Print all of the data exactly as written.

┌─ Supplied material

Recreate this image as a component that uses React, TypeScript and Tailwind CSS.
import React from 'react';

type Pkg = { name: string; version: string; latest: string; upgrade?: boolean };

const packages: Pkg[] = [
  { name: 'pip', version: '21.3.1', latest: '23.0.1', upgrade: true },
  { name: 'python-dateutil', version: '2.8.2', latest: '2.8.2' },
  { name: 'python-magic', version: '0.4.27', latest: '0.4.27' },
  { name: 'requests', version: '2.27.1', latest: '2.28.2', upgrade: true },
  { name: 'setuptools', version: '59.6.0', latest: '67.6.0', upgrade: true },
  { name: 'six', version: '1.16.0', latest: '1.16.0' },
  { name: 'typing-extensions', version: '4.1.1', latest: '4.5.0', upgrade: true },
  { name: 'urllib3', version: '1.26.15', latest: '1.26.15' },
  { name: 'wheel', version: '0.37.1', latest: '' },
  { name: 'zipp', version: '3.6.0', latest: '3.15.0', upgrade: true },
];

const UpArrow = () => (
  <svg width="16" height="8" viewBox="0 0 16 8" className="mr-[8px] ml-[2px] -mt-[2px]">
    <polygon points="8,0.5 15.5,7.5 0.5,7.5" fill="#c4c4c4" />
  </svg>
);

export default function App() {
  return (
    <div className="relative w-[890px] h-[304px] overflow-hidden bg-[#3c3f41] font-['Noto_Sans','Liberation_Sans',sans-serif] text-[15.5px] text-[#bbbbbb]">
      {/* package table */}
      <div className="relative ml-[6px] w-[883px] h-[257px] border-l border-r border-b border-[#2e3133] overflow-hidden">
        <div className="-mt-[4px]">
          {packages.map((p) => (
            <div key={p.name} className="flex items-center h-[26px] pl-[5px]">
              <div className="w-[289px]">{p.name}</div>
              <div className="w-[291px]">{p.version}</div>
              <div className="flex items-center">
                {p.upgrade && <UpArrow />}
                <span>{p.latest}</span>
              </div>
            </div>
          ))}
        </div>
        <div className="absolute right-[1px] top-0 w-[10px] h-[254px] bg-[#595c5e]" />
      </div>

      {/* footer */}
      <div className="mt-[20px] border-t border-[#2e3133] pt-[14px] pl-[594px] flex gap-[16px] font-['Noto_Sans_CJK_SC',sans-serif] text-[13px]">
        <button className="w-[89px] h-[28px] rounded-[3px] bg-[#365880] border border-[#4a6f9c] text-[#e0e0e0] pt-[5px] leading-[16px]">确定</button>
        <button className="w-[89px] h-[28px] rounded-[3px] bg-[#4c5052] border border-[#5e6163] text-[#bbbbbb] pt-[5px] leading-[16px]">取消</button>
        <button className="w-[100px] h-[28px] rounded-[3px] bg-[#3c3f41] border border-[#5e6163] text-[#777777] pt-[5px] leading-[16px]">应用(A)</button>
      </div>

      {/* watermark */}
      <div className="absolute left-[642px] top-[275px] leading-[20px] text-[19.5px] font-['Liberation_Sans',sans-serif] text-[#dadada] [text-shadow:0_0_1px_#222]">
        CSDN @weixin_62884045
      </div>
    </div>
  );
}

└─

**Solution to the exercise:**
Recreate this image as a component that uses React, TypeScript and Tailwind CSS.
import React from 'react';

type Pkg = { name: string; version: string; latest: string; upgrade?: boolean };

const packages: Pkg[] = [
  { name: 'pip', version: '21.3.1', latest: '23.0.1', upgrade: true },
  { name: 'python-dateutil', version: '2.8.2', latest: '2.8.2' },
  { name: 'python-magic', version: '0.4.27', latest: '0.4.27' },
  { name: 'requests', version: '2.27.1', latest: '2.28.2', upgrade: true },
  { name: 'setuptools', version: '59.6.0', latest: '67.6.0', upgrade: true },
  { name: 'six', version: '1.16.0', latest: '1.16.0' },
  { name: 'typing-extensions', version: '4.1.1', latest: '4.5.0', upgrade: true },
  { name: 'urllib3', version: '1.26.15', latest: '1.26.15' },
  { name: 'wheel', version: '0.37.1', latest: '' },
  { name: 'zipp', version: '3.6.0', latest: '3.15.0', upgrade: true },
];

const UpArrow = () => (
  <svg width="16" height="8" viewBox="0 0 16 8" className="mr-[8px] ml-[2px] -mt-[2px]">
    <polygon points="8,0.5 15.5,7.5 0.5,7.5" fill="#c4c4c4" />
  </svg>
);

export default function App() {
  return (
    <div className="relative w-[890px] h-[304px] overflow-hidden bg-[#3c3f41] font-['Noto_Sans','Liberation_Sans',sans-serif] text-[15.5px] text-[#bbbbbb]">
      {/* package table */}
      <div className="relative ml-[6px] w-[883px] h-[257px] border-l border-r border-b border-[#2e3133] overflow-hidden">
        <div className="-mt-[4px]">
          {packages.map((p) => (
            <div key={p.name} className="flex items-center h-[26px] pl-[5px]">
              <div className="w-[289px]">{p.name}</div>
              <div className="w-[291px]">{p.version}</div>
              <div className="flex items-center">
                {p.upgrade && <UpArrow />}
                <span>{p.latest}</span>
              </div>
            </div>
          ))}
        </div>
        <div className="absolute right-[1px] top-0 w-[10px] h-[254px] bg-[#595c5e]" />
      </div>

      {/* footer */}
      <div className="mt-[20px] border-t border-[#2e3133] pt-[14px] pl-[594px] flex gap-[16px] font-['Noto_Sans_CJK_SC',sans-serif] text-[13px]">
        <button className="w-[89px] h-[28px] rounded-[3px] bg-[#365880] border border-[#4a6f9c] text-[#e0e0e0] pt-[5px] leading-[16px]">确定</button>
        <button className="w-[89px] h-[28px] rounded-[3px] bg-[#4c5052] border border-[#5e6163] text-[#bbbbbb] pt-[5px] leading-[16px]">取消</button>
        <button className="w-[100px] h-[28px] rounded-[3px] bg-[#3c3f41] border border-[#5e6163] text-[#777777] pt-[5px] leading-[16px]">应用(A)</button>
      </div>

      {/* watermark */}
      <div className="absolute left-[642px] top-[275px] leading-[20px] text-[19.5px] font-['Liberation_Sans',sans-serif] text-[#dadada] [text-shadow:0_0_1px_#222]">
        CSDN @weixin_62884045
      </div>
    </div>
  );
}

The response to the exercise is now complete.